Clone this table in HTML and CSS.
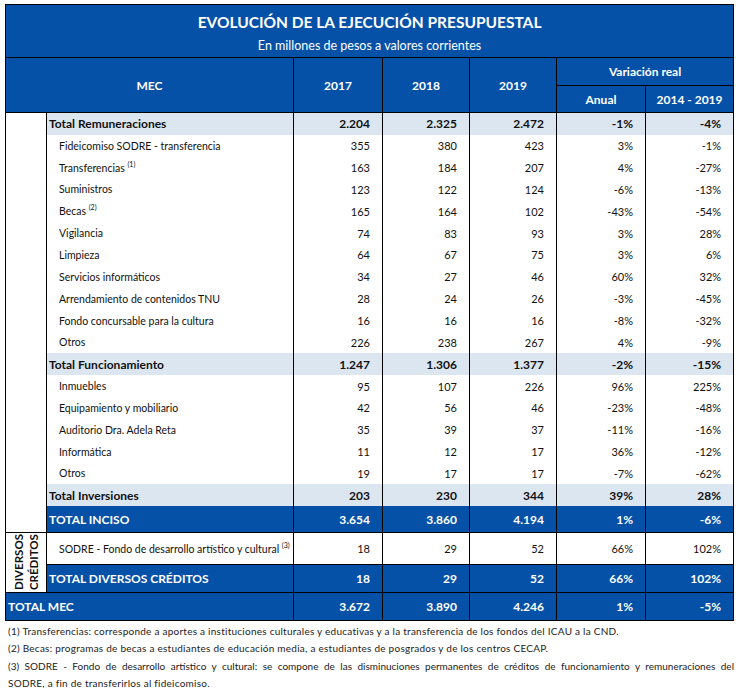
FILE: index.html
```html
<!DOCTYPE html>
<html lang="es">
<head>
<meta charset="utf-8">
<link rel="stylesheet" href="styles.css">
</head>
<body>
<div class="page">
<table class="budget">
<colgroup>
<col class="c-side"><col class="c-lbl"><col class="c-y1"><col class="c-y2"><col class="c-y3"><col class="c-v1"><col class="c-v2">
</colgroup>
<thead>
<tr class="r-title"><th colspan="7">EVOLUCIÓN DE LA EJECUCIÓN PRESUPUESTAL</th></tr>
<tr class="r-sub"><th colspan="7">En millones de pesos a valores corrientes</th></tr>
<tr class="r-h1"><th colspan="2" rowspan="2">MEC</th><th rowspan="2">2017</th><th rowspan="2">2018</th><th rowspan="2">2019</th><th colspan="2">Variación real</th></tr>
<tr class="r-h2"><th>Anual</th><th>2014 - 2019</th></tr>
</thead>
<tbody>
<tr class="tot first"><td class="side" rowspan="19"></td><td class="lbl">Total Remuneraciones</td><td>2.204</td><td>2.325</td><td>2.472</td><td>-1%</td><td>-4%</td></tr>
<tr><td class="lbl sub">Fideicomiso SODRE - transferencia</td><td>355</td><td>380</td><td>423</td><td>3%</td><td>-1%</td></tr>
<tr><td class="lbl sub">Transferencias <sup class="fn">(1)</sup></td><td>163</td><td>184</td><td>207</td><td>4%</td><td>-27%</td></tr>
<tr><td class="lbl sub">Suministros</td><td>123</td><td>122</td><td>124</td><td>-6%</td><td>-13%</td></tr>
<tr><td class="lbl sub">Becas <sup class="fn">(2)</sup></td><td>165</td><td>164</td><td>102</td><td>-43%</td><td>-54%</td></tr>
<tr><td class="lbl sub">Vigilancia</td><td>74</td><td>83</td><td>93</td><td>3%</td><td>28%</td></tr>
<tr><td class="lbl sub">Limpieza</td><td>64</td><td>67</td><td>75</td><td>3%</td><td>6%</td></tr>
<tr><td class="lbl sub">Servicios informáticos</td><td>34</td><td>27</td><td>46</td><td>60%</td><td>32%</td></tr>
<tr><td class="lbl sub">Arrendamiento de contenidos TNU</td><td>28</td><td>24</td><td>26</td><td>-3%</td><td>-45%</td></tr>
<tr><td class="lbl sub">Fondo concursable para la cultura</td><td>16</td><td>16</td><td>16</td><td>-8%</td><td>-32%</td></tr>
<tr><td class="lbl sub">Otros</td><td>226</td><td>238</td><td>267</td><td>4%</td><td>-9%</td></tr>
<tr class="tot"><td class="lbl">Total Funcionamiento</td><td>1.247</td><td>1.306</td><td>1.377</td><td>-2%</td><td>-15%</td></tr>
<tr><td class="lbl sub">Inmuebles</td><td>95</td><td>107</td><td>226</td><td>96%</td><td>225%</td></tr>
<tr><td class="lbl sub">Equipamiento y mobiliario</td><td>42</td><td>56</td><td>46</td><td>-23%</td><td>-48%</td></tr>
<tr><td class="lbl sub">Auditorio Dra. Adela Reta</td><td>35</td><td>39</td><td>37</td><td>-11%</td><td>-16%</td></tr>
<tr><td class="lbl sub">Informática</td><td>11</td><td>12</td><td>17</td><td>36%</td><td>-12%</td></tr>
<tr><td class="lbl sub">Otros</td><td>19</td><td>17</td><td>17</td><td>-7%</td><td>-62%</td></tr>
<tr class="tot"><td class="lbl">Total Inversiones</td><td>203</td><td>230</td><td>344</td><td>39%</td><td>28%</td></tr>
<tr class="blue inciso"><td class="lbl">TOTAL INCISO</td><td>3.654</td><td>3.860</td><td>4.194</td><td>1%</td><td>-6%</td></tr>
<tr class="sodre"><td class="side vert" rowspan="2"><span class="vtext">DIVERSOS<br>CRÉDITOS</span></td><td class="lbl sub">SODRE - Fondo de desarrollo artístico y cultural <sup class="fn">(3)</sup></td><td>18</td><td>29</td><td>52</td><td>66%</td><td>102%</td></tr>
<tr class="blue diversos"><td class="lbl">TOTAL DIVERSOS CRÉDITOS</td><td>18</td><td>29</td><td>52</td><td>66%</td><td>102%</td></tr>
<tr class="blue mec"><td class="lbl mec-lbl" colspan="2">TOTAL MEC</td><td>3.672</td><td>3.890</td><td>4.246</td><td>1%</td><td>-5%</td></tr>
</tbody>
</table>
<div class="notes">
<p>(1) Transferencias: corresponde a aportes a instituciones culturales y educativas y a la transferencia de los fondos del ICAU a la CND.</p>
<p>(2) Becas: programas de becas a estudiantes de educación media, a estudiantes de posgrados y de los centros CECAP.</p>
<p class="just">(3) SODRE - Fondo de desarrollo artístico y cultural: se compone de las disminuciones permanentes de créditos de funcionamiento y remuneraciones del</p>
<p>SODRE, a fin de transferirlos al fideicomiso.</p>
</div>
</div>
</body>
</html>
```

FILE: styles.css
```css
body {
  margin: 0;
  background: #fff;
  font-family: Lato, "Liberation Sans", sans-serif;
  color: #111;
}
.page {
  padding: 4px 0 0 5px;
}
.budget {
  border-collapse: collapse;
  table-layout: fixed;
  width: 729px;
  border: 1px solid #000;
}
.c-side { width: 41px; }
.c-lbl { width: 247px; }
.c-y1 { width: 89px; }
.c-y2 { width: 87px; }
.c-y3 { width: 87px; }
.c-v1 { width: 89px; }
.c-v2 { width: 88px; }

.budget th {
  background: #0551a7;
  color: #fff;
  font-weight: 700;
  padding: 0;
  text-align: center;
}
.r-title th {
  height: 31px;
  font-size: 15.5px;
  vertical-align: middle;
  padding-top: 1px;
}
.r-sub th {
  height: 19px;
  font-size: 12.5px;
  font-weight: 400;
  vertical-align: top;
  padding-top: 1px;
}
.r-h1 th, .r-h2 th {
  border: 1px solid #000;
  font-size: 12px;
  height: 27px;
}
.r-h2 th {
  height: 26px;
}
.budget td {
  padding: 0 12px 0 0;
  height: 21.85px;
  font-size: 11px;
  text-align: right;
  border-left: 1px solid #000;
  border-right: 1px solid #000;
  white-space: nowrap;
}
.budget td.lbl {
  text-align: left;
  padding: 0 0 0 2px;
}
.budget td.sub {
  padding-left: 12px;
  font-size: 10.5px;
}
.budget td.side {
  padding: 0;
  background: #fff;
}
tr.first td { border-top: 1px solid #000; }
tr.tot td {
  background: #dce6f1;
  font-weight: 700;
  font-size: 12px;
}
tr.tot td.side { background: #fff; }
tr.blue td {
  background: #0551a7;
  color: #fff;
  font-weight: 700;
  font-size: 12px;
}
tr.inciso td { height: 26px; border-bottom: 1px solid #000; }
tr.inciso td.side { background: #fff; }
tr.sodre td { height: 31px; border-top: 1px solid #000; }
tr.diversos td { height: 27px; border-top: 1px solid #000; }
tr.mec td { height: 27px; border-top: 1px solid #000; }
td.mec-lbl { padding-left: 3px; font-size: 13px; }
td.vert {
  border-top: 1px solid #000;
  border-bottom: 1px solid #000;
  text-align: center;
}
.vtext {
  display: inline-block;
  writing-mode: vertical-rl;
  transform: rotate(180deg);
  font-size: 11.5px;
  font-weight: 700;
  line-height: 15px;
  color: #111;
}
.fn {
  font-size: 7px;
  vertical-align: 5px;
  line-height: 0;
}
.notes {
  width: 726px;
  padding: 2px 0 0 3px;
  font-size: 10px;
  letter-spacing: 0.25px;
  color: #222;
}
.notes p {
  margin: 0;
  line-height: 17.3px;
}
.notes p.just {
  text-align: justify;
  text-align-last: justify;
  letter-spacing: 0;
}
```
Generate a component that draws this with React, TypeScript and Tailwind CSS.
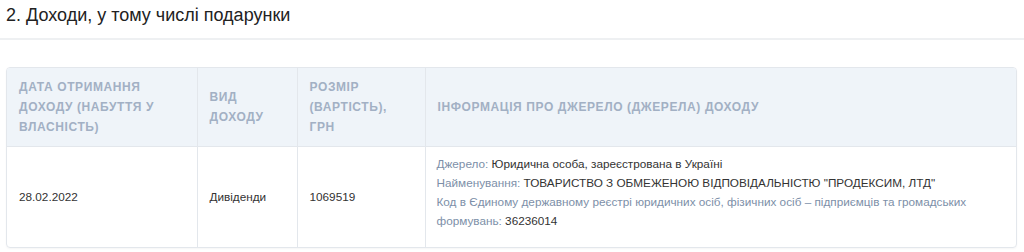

Task to carry out: Reproduce all entries without any change, and omit the pictures.

Task answer:
Clone this table in HTML and CSS.
FILE: index.html
```html
<!DOCTYPE html>
<html lang="es">
<head>
<meta charset="utf-8">
<link rel="stylesheet" href="styles.css">
</head>
<body>
<div class="page">
<table class="budget">
<colgroup>
<col class="c-side"><col class="c-lbl"><col class="c-y1"><col class="c-y2"><col class="c-y3"><col class="c-v1"><col class="c-v2">
</colgroup>
<thead>
<tr class="r-title"><th colspan="7">EVOLUCIÓN DE LA EJECUCIÓN PRESUPUESTAL</th></tr>
<tr class="r-sub"><th colspan="7">En millones de pesos a valores corrientes</th></tr>
<tr class="r-h1"><th colspan="2" rowspan="2">MEC</th><th rowspan="2">2017</th><th rowspan="2">2018</th><th rowspan="2">2019</th><th colspan="2">Variación real</th></tr>
<tr class="r-h2"><th>Anual</th><th>2014 - 2019</th></tr>
</thead>
<tbody>
<tr class="tot first"><td class="side" rowspan="19"></td><td class="lbl">Total Remuneraciones</td><td>2.204</td><td>2.325</td><td>2.472</td><td>-1%</td><td>-4%</td></tr>
<tr><td class="lbl sub">Fideicomiso SODRE - transferencia</td><td>355</td><td>380</td><td>423</td><td>3%</td><td>-1%</td></tr>
<tr><td class="lbl sub">Transferencias <sup class="fn">(1)</sup></td><td>163</td><td>184</td><td>207</td><td>4%</td><td>-27%</td></tr>
<tr><td class="lbl sub">Suministros</td><td>123</td><td>122</td><td>124</td><td>-6%</td><td>-13%</td></tr>
<tr><td class="lbl sub">Becas <sup class="fn">(2)</sup></td><td>165</td><td>164</td><td>102</td><td>-43%</td><td>-54%</td></tr>
<tr><td class="lbl sub">Vigilancia</td><td>74</td><td>83</td><td>93</td><td>3%</td><td>28%</td></tr>
<tr><td class="lbl sub">Limpieza</td><td>64</td><td>67</td><td>75</td><td>3%</td><td>6%</td></tr>
<tr><td class="lbl sub">Servicios informáticos</td><td>34</td><td>27</td><td>46</td><td>60%</td><td>32%</td></tr>
<tr><td class="lbl sub">Arrendamiento de contenidos TNU</td><td>28</td><td>24</td><td>26</td><td>-3%</td><td>-45%</td></tr>
<tr><td class="lbl sub">Fondo concursable para la cultura</td><td>16</td><td>16</td><td>16</td><td>-8%</td><td>-32%</td></tr>
<tr><td class="lbl sub">Otros</td><td>226</td><td>238</td><td>267</td><td>4%</td><td>-9%</td></tr>
<tr class="tot"><td class="lbl">Total Funcionamiento</td><td>1.247</td><td>1.306</td><td>1.377</td><td>-2%</td><td>-15%</td></tr>
<tr><td class="lbl sub">Inmuebles</td><td>95</td><td>107</td><td>226</td><td>96%</td><td>225%</td></tr>
<tr><td class="lbl sub">Equipamiento y mobiliario</td><td>42</td><td>56</td><td>46</td><td>-23%</td><td>-48%</td></tr>
<tr><td class="lbl sub">Auditorio Dra. Adela Reta</td><td>35</td><td>39</td><td>37</td><td>-11%</td><td>-16%</td></tr>
<tr><td class="lbl sub">Informática</td><td>11</td><td>12</td><td>17</td><td>36%</td><td>-12%</td></tr>
<tr><td class="lbl sub">Otros</td><td>19</td><td>17</td><td>17</td><td>-7%</td><td>-62%</td></tr>
<tr class="tot"><td class="lbl">Total Inversiones</td><td>203</td><td>230</td><td>344</td><td>39%</td><td>28%</td></tr>
<tr class="blue inciso"><td class="lbl">TOTAL INCISO</td><td>3.654</td><td>3.860</td><td>4.194</td><td>1%</td><td>-6%</td></tr>
<tr class="sodre"><td class="side vert" rowspan="2"><span class="vtext">DIVERSOS<br>CRÉDITOS</span></td><td class="lbl sub">SODRE - Fondo de desarrollo artístico y cultural <sup class="fn">(3)</sup></td><td>18</td><td>29</td><td>52</td><td>66%</td><td>102%</td></tr>
<tr class="blue diversos"><td class="lbl">TOTAL DIVERSOS CRÉDITOS</td><td>18</td><td>29</td><td>52</td><td>66%</td><td>102%</td></tr>
<tr class="blue mec"><td class="lbl mec-lbl" colspan="2">TOTAL MEC</td><td>3.672</td><td>3.890</td><td>4.246</td><td>1%</td><td>-5%</td></tr>
</tbody>
</table>
<div class="notes">
<p>(1) Transferencias: corresponde a aportes a instituciones culturales y educativas y a la transferencia de los fondos del ICAU a la CND.</p>
<p>(2) Becas: programas de becas a estudiantes de educación media, a estudiantes de posgrados y de los centros CECAP.</p>
<p class="just">(3) SODRE - Fondo de desarrollo artístico y cultural: se compone de las disminuciones permanentes de créditos de funcionamiento y remuneraciones del</p>
<p>SODRE, a fin de transferirlos al fideicomiso.</p>
</div>
</div>
</body>
</html>
```

FILE: styles.css
```css
body {
  margin: 0;
  background: #fff;
  font-family: Lato, "Liberation Sans", sans-serif;
  color: #111;
}
.page {
  padding: 4px 0 0 5px;
}
.budget {
  border-collapse: collapse;
  table-layout: fixed;
  width: 729px;
  border: 1px solid #000;
}
.c-side { width: 41px; }
.c-lbl { width: 247px; }
.c-y1 { width: 89px; }
.c-y2 { width: 87px; }
.c-y3 { width: 87px; }
.c-v1 { width: 89px; }
.c-v2 { width: 88px; }

.budget th {
  background: #0551a7;
  color: #fff;
  font-weight: 700;
  padding: 0;
  text-align: center;
}
.r-title th {
  height: 31px;
  font-size: 15.5px;
  vertical-align: middle;
  padding-top: 1px;
}
.r-sub th {
  height: 19px;
  font-size: 12.5px;
  font-weight: 400;
  vertical-align: top;
  padding-top: 1px;
}
.r-h1 th, .r-h2 th {
  border: 1px solid #000;
  font-size: 12px;
  height: 27px;
}
.r-h2 th {
  height: 26px;
}
.budget td {
  padding: 0 12px 0 0;
  height: 21.85px;
  font-size: 11px;
  text-align: right;
  border-left: 1px solid #000;
  border-right: 1px solid #000;
  white-space: nowrap;
}
.budget td.lbl {
  text-align: left;
  padding: 0 0 0 2px;
}
.budget td.sub {
  padding-left: 12px;
  font-size: 10.5px;
}
.budget td.side {
  padding: 0;
  background: #fff;
}
tr.first td { border-top: 1px solid #000; }
tr.tot td {
  background: #dce6f1;
  font-weight: 700;
  font-size: 12px;
}
tr.tot td.side { background: #fff; }
tr.blue td {
  background: #0551a7;
  color: #fff;
  font-weight: 700;
  font-size: 12px;
}
tr.inciso td { height: 26px; border-bottom: 1px solid #000; }
tr.inciso td.side { background: #fff; }
tr.sodre td { height: 31px; border-top: 1px solid #000; }
tr.diversos td { height: 27px; border-top: 1px solid #000; }
tr.mec td { height: 27px; border-top: 1px solid #000; }
td.mec-lbl { padding-left: 3px; font-size: 13px; }
td.vert {
  border-top: 1px solid #000;
  border-bottom: 1px solid #000;
  text-align: center;
}
.vtext {
  display: inline-block;
  writing-mode: vertical-rl;
  transform: rotate(180deg);
  font-size: 11.5px;
  font-weight: 700;
  line-height: 15px;
  color: #111;
}
.fn {
  font-size: 7px;
  vertical-align: 5px;
  line-height: 0;
}
.notes {
  width: 726px;
  padding: 2px 0 0 3px;
  font-size: 10px;
  letter-spacing: 0.25px;
  color: #222;
}
.notes p {
  margin: 0;
  line-height: 17.3px;
}
.notes p.just {
  text-align: justify;
  text-align-last: justify;
  letter-spacing: 0;
}
```
Generate a component that draws this with React, TypeScript and Tailwind CSS.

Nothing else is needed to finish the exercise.